TSA is developing the AI system with a vendor and with the Department of Homeland Security’s Science and Technology Directorate “to make sure that we're doing it in a proper way,” Pekoske told lawmakers.

“We would not deploy it if we didn't fully test it to make sure it worked,” he added, noting that the agency has “been fully compliant” with President Joe Biden's October 2023 executive order on the safe and secure development of AI. 

While TSA is still in the development phase of its AI enhanced x-ray screener, the agency has already been using facial recognition technology to augment its security screening process.

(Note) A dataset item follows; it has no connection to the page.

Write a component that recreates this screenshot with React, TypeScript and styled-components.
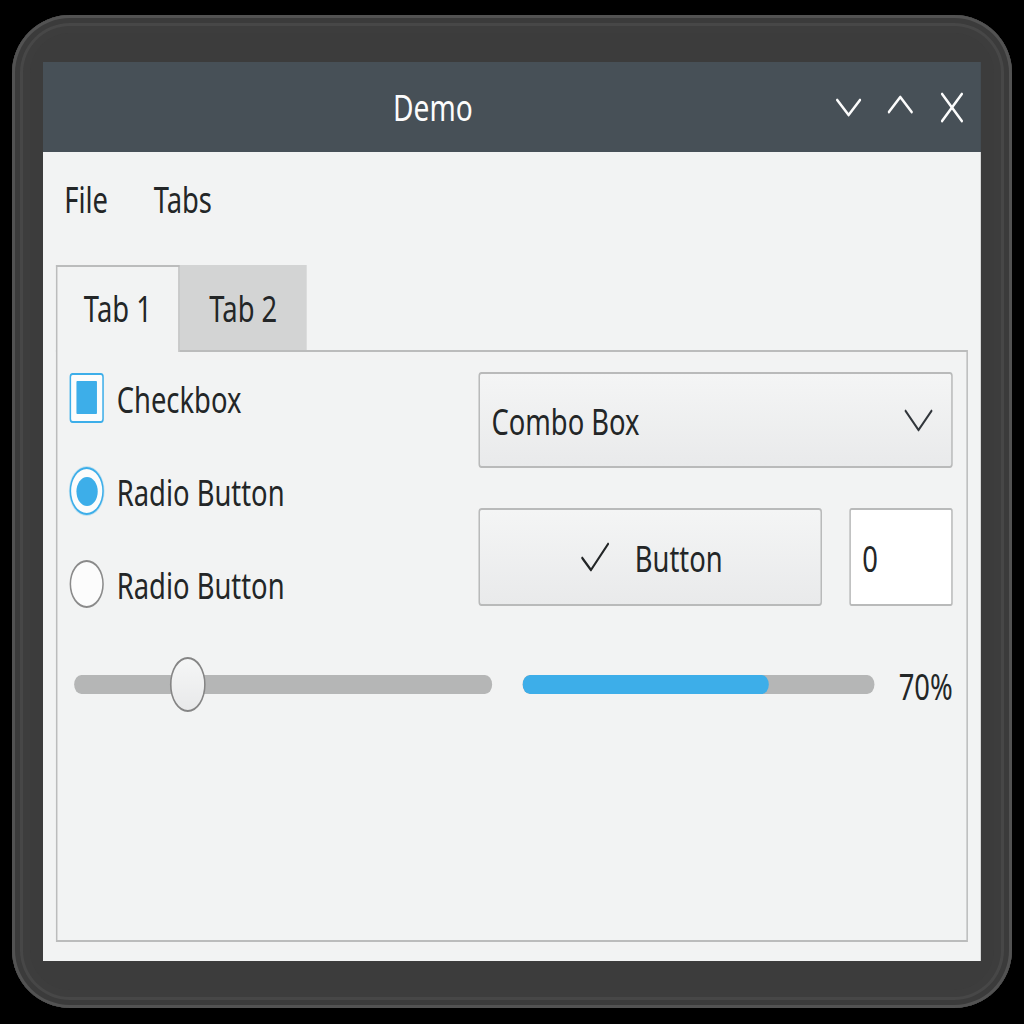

Pekoske noted in his written statement that the agency deployed an additional 313 Credential Authentication Technology — or CAT — units at airports in FY23, including “second generation, or CAT-2, upgrade kits that enable the use of mobile driver’s licenses and utilize optional facial recognition technology to match credentials to the passenger, while protecting their privacy.”

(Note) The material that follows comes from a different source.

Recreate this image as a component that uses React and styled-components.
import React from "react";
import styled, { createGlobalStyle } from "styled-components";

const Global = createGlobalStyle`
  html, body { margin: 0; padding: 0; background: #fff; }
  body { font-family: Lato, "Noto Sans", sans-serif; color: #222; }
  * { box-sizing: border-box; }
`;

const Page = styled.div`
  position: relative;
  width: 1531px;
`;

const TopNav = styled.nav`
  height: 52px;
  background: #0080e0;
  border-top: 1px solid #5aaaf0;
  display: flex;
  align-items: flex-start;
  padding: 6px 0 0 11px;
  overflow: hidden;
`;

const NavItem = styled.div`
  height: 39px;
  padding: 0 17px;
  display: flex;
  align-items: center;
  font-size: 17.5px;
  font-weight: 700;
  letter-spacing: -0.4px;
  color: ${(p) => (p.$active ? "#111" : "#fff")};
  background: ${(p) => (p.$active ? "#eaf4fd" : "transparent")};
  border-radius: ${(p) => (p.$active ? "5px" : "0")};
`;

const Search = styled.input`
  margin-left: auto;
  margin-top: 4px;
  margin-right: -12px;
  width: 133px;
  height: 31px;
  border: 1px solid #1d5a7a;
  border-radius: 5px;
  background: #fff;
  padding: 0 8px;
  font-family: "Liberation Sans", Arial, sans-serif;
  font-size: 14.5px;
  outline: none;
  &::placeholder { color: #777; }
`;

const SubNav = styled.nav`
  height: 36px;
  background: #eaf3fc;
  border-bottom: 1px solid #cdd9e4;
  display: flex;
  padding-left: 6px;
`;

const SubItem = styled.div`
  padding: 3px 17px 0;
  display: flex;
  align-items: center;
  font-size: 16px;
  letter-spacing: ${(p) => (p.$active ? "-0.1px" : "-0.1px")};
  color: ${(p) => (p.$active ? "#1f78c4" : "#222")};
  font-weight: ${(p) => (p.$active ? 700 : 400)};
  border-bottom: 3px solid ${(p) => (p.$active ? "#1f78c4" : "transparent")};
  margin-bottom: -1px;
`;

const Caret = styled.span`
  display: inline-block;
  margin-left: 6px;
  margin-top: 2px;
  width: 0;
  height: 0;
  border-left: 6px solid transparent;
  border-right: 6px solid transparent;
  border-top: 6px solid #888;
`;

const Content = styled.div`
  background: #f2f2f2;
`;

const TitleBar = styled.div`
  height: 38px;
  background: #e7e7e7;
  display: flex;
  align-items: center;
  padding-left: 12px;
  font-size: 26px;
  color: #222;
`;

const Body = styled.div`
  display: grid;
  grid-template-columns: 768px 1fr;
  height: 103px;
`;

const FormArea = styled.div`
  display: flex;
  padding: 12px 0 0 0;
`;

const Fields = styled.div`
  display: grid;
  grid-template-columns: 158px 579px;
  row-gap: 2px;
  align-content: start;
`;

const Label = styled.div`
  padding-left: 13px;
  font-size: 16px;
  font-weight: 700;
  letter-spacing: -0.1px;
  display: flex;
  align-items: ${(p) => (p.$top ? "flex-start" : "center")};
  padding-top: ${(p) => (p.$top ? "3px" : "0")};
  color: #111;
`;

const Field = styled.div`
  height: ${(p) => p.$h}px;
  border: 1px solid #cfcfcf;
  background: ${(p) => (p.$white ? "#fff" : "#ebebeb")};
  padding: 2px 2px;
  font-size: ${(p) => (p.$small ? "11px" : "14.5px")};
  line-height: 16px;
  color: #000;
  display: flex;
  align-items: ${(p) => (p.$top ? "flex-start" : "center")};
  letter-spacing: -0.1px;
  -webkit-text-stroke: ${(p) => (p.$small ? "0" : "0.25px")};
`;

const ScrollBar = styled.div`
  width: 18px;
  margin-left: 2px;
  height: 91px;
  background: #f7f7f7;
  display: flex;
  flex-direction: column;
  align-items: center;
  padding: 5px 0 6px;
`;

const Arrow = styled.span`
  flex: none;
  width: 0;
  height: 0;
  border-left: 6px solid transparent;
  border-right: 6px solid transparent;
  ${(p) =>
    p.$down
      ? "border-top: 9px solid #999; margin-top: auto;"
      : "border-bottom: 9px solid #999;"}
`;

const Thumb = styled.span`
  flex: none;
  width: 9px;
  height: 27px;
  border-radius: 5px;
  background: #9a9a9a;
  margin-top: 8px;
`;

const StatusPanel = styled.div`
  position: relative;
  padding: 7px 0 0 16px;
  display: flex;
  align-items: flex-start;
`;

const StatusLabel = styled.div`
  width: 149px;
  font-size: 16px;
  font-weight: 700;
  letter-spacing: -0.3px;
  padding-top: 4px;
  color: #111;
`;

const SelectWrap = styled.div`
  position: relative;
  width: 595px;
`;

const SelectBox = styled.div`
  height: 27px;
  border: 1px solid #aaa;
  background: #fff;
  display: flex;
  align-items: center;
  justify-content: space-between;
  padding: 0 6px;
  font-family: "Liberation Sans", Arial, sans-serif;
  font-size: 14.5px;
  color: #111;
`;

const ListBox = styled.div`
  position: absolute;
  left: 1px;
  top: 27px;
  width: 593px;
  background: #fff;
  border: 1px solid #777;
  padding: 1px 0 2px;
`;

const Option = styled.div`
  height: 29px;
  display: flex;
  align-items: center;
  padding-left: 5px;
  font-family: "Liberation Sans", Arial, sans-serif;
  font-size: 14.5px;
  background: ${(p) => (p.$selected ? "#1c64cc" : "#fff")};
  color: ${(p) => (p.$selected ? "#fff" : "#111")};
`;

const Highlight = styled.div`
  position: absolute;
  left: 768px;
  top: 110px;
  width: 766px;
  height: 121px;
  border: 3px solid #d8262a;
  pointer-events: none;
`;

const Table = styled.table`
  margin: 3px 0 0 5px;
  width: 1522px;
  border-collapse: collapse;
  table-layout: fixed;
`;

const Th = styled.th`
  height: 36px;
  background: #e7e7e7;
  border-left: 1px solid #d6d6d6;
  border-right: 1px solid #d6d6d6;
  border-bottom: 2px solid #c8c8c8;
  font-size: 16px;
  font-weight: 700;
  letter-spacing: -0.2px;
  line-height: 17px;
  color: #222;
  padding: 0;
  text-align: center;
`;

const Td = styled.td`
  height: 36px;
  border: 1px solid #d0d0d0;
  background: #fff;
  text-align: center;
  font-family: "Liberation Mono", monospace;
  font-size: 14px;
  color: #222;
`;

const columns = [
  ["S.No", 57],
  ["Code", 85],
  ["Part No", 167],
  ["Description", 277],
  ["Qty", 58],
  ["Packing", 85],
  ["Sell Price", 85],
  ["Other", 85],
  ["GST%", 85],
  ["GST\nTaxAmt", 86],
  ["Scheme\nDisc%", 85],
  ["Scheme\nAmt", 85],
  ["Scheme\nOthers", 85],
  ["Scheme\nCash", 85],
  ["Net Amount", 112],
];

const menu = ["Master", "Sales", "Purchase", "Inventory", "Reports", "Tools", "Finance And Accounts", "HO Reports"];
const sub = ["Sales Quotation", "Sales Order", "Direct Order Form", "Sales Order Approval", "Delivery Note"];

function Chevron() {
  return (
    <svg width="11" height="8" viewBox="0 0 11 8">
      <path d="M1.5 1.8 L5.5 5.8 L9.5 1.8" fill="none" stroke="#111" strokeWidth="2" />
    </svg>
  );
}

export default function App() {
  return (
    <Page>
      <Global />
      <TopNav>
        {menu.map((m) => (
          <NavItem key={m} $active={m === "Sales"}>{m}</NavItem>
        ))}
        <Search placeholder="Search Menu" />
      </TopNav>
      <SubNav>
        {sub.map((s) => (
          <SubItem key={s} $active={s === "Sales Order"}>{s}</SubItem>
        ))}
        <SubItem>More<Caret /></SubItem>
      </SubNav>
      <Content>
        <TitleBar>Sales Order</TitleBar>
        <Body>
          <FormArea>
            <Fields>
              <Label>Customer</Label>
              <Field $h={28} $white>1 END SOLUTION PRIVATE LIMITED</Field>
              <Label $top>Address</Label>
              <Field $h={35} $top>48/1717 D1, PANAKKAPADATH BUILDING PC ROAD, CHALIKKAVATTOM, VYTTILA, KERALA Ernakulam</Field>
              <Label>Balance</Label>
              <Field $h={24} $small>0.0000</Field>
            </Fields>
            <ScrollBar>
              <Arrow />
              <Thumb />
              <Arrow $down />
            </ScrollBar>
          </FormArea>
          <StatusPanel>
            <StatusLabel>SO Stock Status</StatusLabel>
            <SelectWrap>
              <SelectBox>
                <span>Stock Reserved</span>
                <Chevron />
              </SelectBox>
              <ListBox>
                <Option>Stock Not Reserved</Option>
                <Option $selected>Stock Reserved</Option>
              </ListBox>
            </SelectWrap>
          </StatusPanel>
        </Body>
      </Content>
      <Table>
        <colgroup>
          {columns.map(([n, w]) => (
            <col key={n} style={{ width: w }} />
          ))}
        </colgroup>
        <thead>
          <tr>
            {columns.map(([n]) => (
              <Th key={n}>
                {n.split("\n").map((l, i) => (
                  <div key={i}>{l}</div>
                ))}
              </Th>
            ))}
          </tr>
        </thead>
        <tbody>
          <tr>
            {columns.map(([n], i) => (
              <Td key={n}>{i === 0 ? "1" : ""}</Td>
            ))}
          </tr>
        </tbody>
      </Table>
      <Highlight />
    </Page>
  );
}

A TSA official previously told Nextgov/FCW that the agency is in the early stages of rolling out the CAT-2 units with facial recognition technology to over 400 airports in the coming years, with more than 80 airports currently using the enhanced systems. The second-generation units employ one-to-one verification, which matches photos of travelers against their government-issued identifications. 

TSA has stressed, however, that facial recognition screenings are optional for travelers — a practice that was enshrined in the Office of Management and Budget’s March guidance on the government’s use of AI. The agency has placed signs around airports using the CAT-2 units to notify travelers that they can still opt-out of the screenings and go through a standard ID verification process without any repercussions.